As thousands of mortgage bankers and service providers gather in a place that grooves on the promise of quick riches and instant pleasure, there’s a feeling that the industry has turned the corner, and we’re all headed on the right track.

Compliance is on the top of everyone's minds here, as new disclosure forms are set to take effect next year that will force all lenders to retool their business operations one way or another. People are also wondering about Fannie Mae and Freddie Mae, and what sort of impact that a loosening of lending criteria is going to have on their business. Meanwhile, there's the hope of a mildly more fruitful market this spring, as the Mortgage Bankers Association's latest projections seem to suggest.

Talking with friends and clients at this year's show, the mood is definitely positive--but there is a lot of self-assessment taking place, and some important decisions to be made. The mortgage industry has already transitioned, but the future hasn't yet arrived. Everyone gathered here in Sin City all want to know: What's going to happen to me?

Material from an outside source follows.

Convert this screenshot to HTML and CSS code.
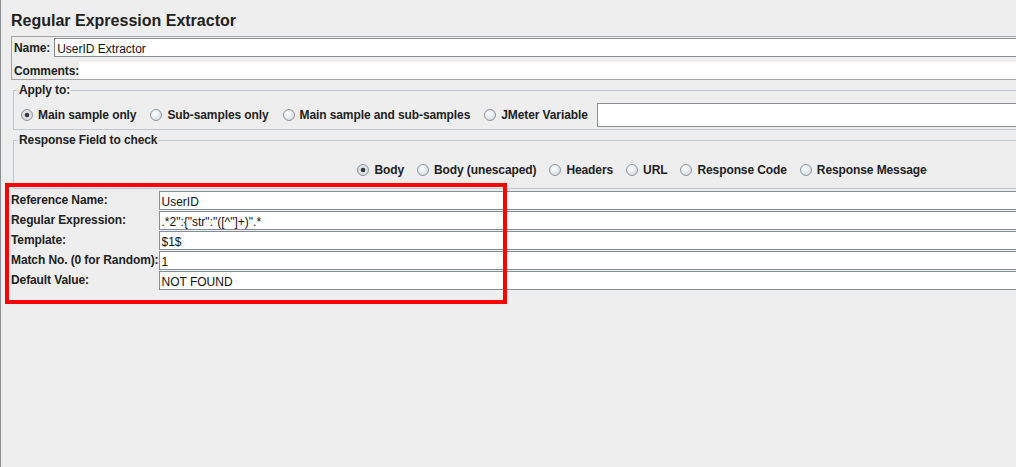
FILE: index.html
```html
<!DOCTYPE html>
<html lang="en">
<head>
  <meta charset="UTF-8" />
  <title>Regular Expression Extractor</title>
  <link rel="stylesheet" href="styles.css">
</head>
<body>
  <div class="page">
    <h1 class="title">Regular Expression Extractor</h1>

    <div class="name-panel">
      <div class="name-row">
        <label>Name:</label>
        <input class="field" type="text" value="UserID Extractor">
      </div>
      <div class="comments-row">
        <label>Comments:</label>
        <div class="comments"></div>
      </div>
    </div>

    <fieldset class="group apply">
      <legend>Apply to:</legend>
      <div class="radios">
        <span class="option"><span class="radio checked"></span>Main sample only</span>
        <span class="option"><span class="radio"></span>Sub-samples only</span>
        <span class="option"><span class="radio"></span>Main sample and sub-samples</span>
        <span class="option"><span class="radio"></span>JMeter Variable</span>
        <input class="field var-field" type="text" value="">
      </div>
    </fieldset>

    <fieldset class="group response">
      <legend>Response Field to check</legend>
      <div class="radios centered">
        <span class="option"><span class="radio checked"></span>Body</span>
        <span class="option"><span class="radio"></span>Body (unescaped)</span>
        <span class="option"><span class="radio"></span>Headers</span>
        <span class="option"><span class="radio"></span>URL</span>
        <span class="option"><span class="radio"></span>Response Code</span>
        <span class="option"><span class="radio"></span>Response Message</span>
      </div>
    </fieldset>

    <div class="fields">
      <label>Reference Name:</label>
      <input class="field" type="text" value="UserID">
      <label>Regular Expression:</label>
      <input class="field" type="text" value='.*2":{"str":"([^"]+)".*'>
      <label>Template:</label>
      <input class="field" type="text" value="$1$">
      <label>Match No. (0 for Random):</label>
      <input class="field" type="text" value="1">
      <label>Default Value:</label>
      <input class="field" type="text" value="NOT FOUND">
    </div>

    <div class="highlight"></div>
  </div>
</body>
</html>
```

FILE: styles.css
```css
html, body {
  margin: 0;
  overflow: hidden;
  background: #eeeeee;
}

body {
  font-family: "Liberation Sans", Arial, sans-serif;
  font-size: 12px;
  color: #222;
}

.page {
  position: relative;
  box-sizing: border-box;
  width: 1270px;
  height: 467px;
  padding-top: 11px;
  border-left: 1px solid #89929a;
}

.title {
  margin: 0 0 0 10px;
  font-size: 16px;
  line-height: 20px;
  font-weight: bold;
  color: #222;
}

label {
  font-weight: bold;
  letter-spacing: -0.1px;
  white-space: nowrap;
}

.field {
  box-sizing: border-box;
  height: 19px;
  margin: 0;
  padding: 3px 2px 0;
  border: 1px solid #838e97;
  border-radius: 0;
  background: #fff;
  font-family: "Liberation Sans", Arial, sans-serif;
  font-size: 12px;
  color: #111;
  outline: none;
}

/* name / comments */
.name-panel {
  margin: 5px 0 0 10px;
  border: 1px solid #a4a4a4;
  border-right: none;
  padding: 1px 0 0 1px;
}

.name-row {
  display: flex;
  align-items: flex-start;
  gap: 4px;
}

.name-row label {
  padding: 2px 0 0 1px;
  line-height: 17px;
}

.name-row .field {
  flex: 1;
}

.comments-row {
  display: flex;
  align-items: flex-end;
  height: 22px;
}

.comments-row label {
  padding-left: 1px;
  line-height: 16px;
}

.comments {
  flex: 1;
  height: 17px;
  background: #fff;
}

/* titled groups */
.group {
  margin: 0 0 0 12px;
  padding: 0 0 0 4px;
  border: 1px solid #bdc8d3;
  border-right: none;
  min-width: 0;
}

.group legend {
  padding: 0 1px;
  font-weight: bold;
  letter-spacing: -0.1px;
  line-height: 14px;
}

.apply {
  margin-top: 3px;
}

.response {
  margin-top: 3px;
  padding-right: 4px;
}

.radios {
  display: flex;
  align-items: center;
  gap: 14px;
  padding: 0 3px;
  font-weight: bold;
  letter-spacing: -0.1px;
  line-height: 14px;
  white-space: nowrap;
}

.apply .radios {
  height: 24px;
  padding-top: 6px;
  padding-bottom: 2px;
  padding-right: 0;
}

.response .radios {
  height: 16px;
  padding-top: 15px;
  padding-bottom: 10px;
  gap: 13px;
}

.centered {
  justify-content: center;
}

.option {
  display: flex;
  align-items: center;
  gap: 5px;
}

.radio {
  box-sizing: border-box;
  width: 12px;
  height: 12px;
  border: 1px solid #8a97a3;
  border-radius: 50%;
  background: radial-gradient(circle at 40% 35%, #ffffff 0%, #e8ecf0 45%, #c5cdd5 100%);
}

.radio.checked {
  background: radial-gradient(circle at 50% 50%, #2b2b2b 0%, #444 28%, #e4e8ec 38%, #c5cdd5 100%);
}

.var-field {
  flex: 1;
  height: 24px;
  margin-left: -5px;
}

/* extractor settings */
.fields {
  display: grid;
  grid-template-columns: auto 1fr;
  row-gap: 1px;
  margin: 2px 0 0 10px;
}

.fields label {
  line-height: 19px;
}

.fields .field {
  padding-left: 2px;
}

/* annotation drawn over the screenshot */
.highlight {
  position: absolute;
  left: 4px;
  top: 183px;
  width: 502px;
  height: 121px;
  box-sizing: border-box;
  border: 4px solid #ff0000;
}
```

As I see it, most lenders here will be OK. If they have survived so far, they've already adjusted for a smaller refi market, so they should be in position to take advantage of the market when it eventually turns. Due to tight competition and higher per-loan costs, more than ever, they are going to need compliance and technology to do their jobs. Yet the tools and resources exist to ease the pressures of compliance off their hands.

There's good news ahead as well, even if it does seem a little out of focus. We know there's a lot of pent-up demand for housing and that eventually the millennial buyers will start taking the plunge in greater numbers. To help things along, the market could use more clarity from the GSEs. Yesterday’s news from the Federal Housing Finance Agency gives me hope that this will happen.

Meanwhile, everyone in Vegas seem to have the same questions. Am I smart enough? Am I ready? These are good questions to ask, even if the answers don't come right away. It’s a positive sign that lenders are choosing patience and sound decision-making instead of taking another roll of the dice.